_PROBLEM TO WORK ON_:
Drop every picture and give the entries back exactly.

_INPUT DATA_:
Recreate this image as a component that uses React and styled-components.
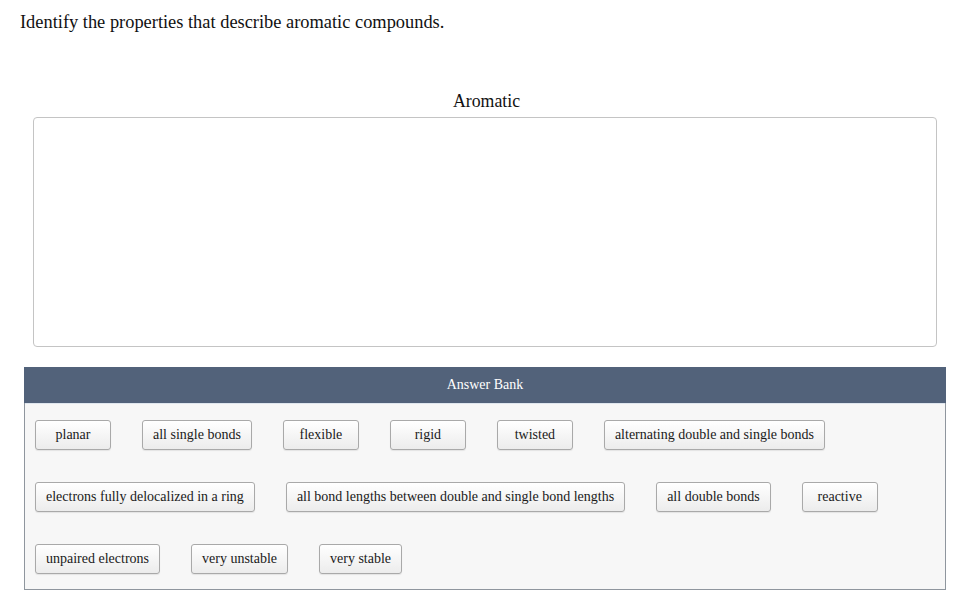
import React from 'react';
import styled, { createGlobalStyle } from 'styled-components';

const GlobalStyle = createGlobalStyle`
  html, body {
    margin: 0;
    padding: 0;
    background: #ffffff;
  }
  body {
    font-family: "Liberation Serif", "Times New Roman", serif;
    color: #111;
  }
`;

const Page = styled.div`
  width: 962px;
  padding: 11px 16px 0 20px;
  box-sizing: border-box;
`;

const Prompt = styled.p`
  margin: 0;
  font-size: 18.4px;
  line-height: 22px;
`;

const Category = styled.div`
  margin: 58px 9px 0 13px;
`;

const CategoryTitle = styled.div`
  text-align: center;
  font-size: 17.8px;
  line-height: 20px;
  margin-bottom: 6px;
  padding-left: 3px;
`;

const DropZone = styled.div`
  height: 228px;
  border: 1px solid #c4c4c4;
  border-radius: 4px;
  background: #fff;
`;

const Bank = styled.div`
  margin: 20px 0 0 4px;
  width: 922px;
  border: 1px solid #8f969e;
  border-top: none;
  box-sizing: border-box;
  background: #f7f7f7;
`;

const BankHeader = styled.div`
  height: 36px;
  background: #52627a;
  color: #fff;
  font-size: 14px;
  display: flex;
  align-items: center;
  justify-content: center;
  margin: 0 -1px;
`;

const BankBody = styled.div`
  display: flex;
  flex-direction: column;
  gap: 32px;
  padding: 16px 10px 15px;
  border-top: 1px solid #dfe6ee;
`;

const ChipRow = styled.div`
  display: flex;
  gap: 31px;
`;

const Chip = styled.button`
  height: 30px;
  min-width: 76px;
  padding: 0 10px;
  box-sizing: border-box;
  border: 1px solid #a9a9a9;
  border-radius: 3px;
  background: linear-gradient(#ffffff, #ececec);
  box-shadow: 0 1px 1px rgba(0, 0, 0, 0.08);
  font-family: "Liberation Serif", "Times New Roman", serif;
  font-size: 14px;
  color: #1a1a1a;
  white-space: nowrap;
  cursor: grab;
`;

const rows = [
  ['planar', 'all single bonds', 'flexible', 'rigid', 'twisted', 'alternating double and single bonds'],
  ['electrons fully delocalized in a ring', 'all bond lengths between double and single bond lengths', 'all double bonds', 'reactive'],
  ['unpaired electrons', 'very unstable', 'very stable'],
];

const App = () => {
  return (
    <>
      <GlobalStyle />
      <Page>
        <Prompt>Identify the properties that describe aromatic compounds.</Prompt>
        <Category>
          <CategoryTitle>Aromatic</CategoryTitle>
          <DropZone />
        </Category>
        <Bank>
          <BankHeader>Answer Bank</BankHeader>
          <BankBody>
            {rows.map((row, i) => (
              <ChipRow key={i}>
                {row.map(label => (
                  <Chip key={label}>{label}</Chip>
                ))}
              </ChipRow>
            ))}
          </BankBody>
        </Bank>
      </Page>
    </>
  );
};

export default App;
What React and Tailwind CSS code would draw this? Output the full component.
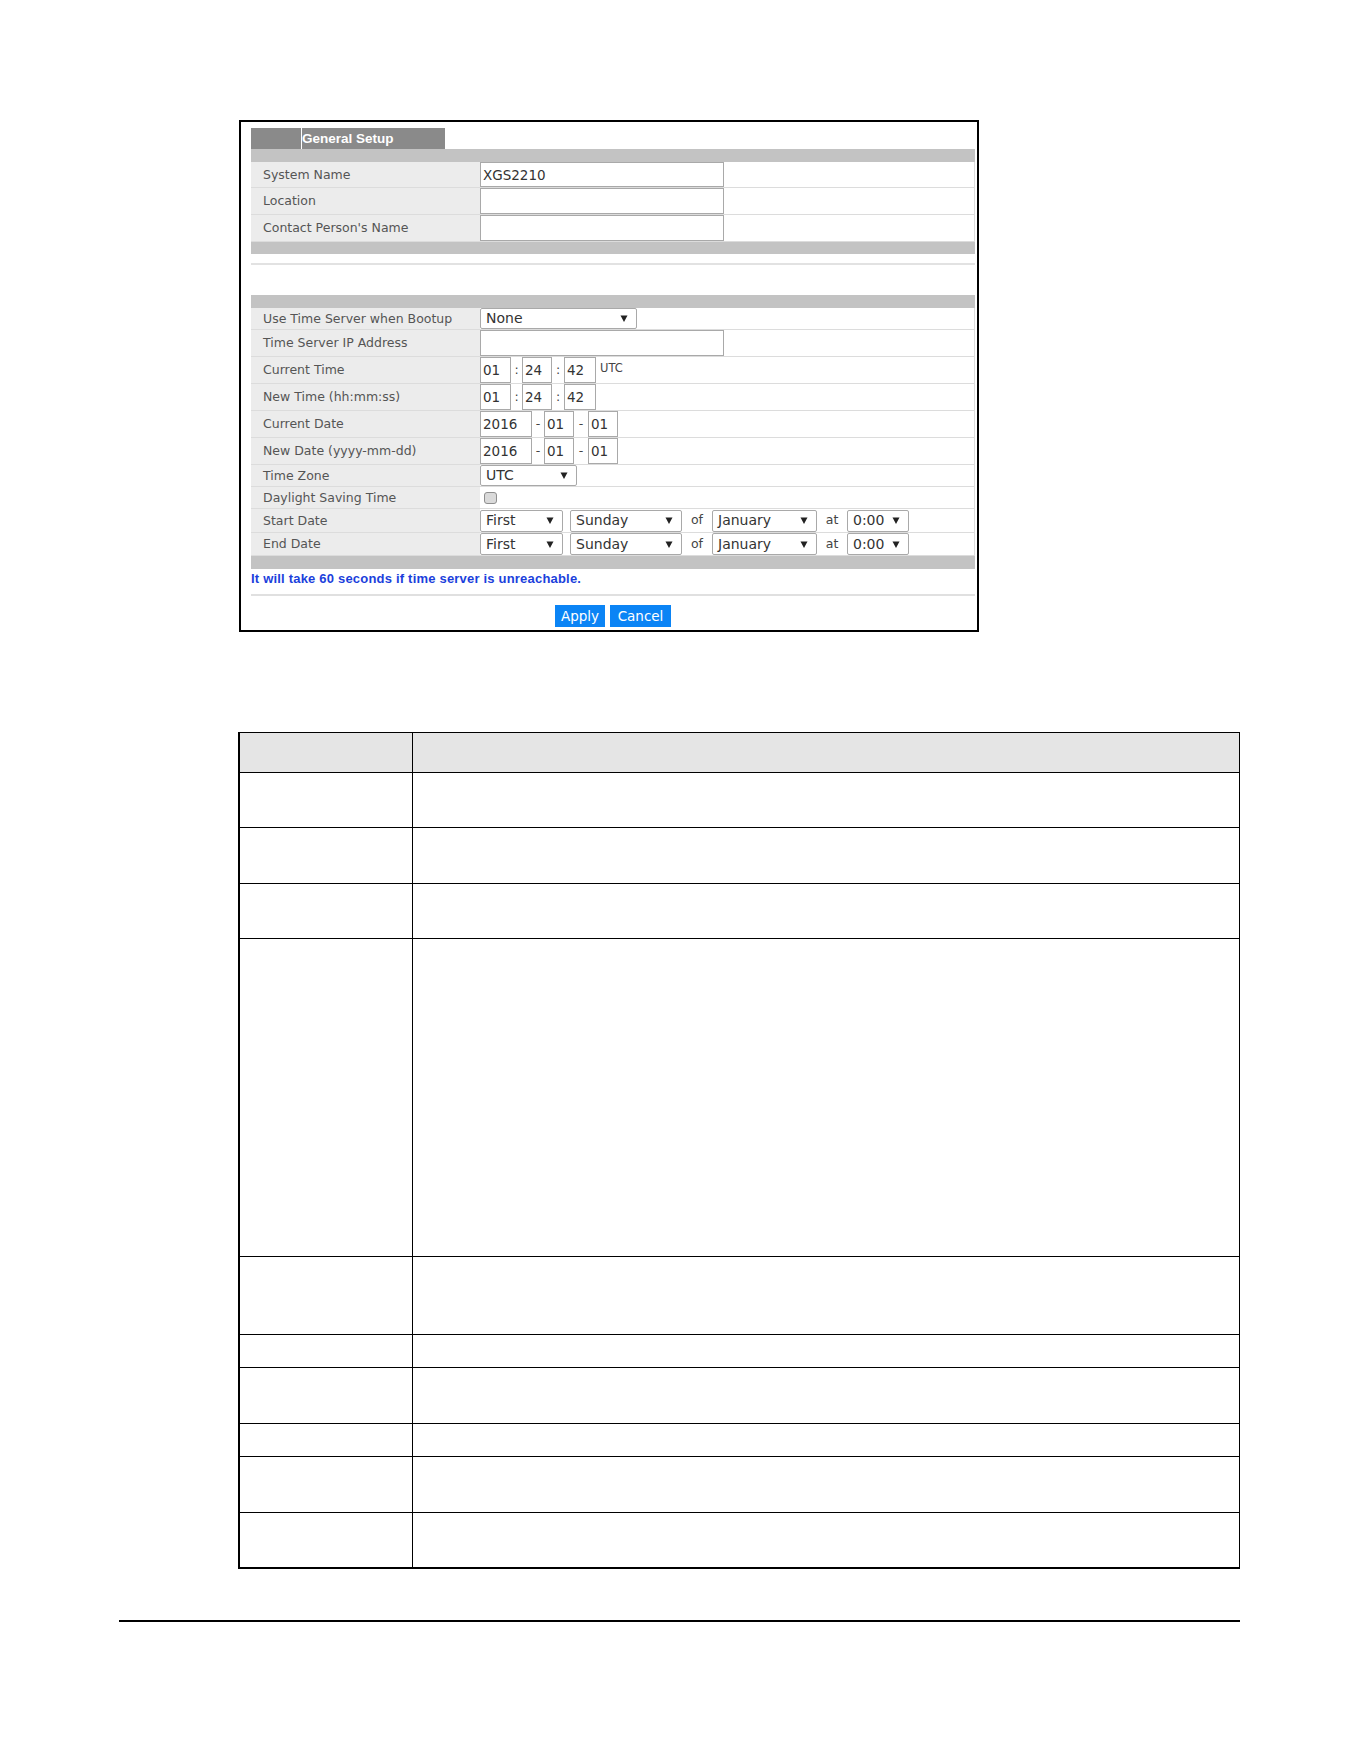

_CORRECT RESPONSE_:
Recreate this image as a component that uses React and styled-components.
import React from 'react';
import styled, { createGlobalStyle } from 'styled-components';

const GlobalStyle = createGlobalStyle`
  html, body {
    margin: 0;
    padding: 0;
    background: #ffffff;
  }
  body {
    font-family: "Liberation Serif", "Times New Roman", serif;
    color: #111;
  }
`;

const Page = styled.div`
  width: 962px;
  padding: 11px 16px 0 20px;
  box-sizing: border-box;
`;

const Prompt = styled.p`
  margin: 0;
  font-size: 18.4px;
  line-height: 22px;
`;

const Category = styled.div`
  margin: 58px 9px 0 13px;
`;

const CategoryTitle = styled.div`
  text-align: center;
  font-size: 17.8px;
  line-height: 20px;
  margin-bottom: 6px;
  padding-left: 3px;
`;

const DropZone = styled.div`
  height: 228px;
  border: 1px solid #c4c4c4;
  border-radius: 4px;
  background: #fff;
`;

const Bank = styled.div`
  margin: 20px 0 0 4px;
  width: 922px;
  border: 1px solid #8f969e;
  border-top: none;
  box-sizing: border-box;
  background: #f7f7f7;
`;

const BankHeader = styled.div`
  height: 36px;
  background: #52627a;
  color: #fff;
  font-size: 14px;
  display: flex;
  align-items: center;
  justify-content: center;
  margin: 0 -1px;
`;

const BankBody = styled.div`
  display: flex;
  flex-direction: column;
  gap: 32px;
  padding: 16px 10px 15px;
  border-top: 1px solid #dfe6ee;
`;

const ChipRow = styled.div`
  display: flex;
  gap: 31px;
`;

const Chip = styled.button`
  height: 30px;
  min-width: 76px;
  padding: 0 10px;
  box-sizing: border-box;
  border: 1px solid #a9a9a9;
  border-radius: 3px;
  background: linear-gradient(#ffffff, #ececec);
  box-shadow: 0 1px 1px rgba(0, 0, 0, 0.08);
  font-family: "Liberation Serif", "Times New Roman", serif;
  font-size: 14px;
  color: #1a1a1a;
  white-space: nowrap;
  cursor: grab;
`;

const rows = [
  ['planar', 'all single bonds', 'flexible', 'rigid', 'twisted', 'alternating double and single bonds'],
  ['electrons fully delocalized in a ring', 'all bond lengths between double and single bond lengths', 'all double bonds', 'reactive'],
  ['unpaired electrons', 'very unstable', 'very stable'],
];

const App = () => {
  return (
    <>
      <GlobalStyle />
      <Page>
        <Prompt>Identify the properties that describe aromatic compounds.</Prompt>
        <Category>
          <CategoryTitle>Aromatic</CategoryTitle>
          <DropZone />
        </Category>
        <Bank>
          <BankHeader>Answer Bank</BankHeader>
          <BankBody>
            {rows.map((row, i) => (
              <ChipRow key={i}>
                {row.map(label => (
                  <Chip key={label}>{label}</Chip>
                ))}
              </ChipRow>
            ))}
          </BankBody>
        </Bank>
      </Page>
    </>
  );
};

export default App;
What React and Tailwind CSS code would draw this? Output the full component.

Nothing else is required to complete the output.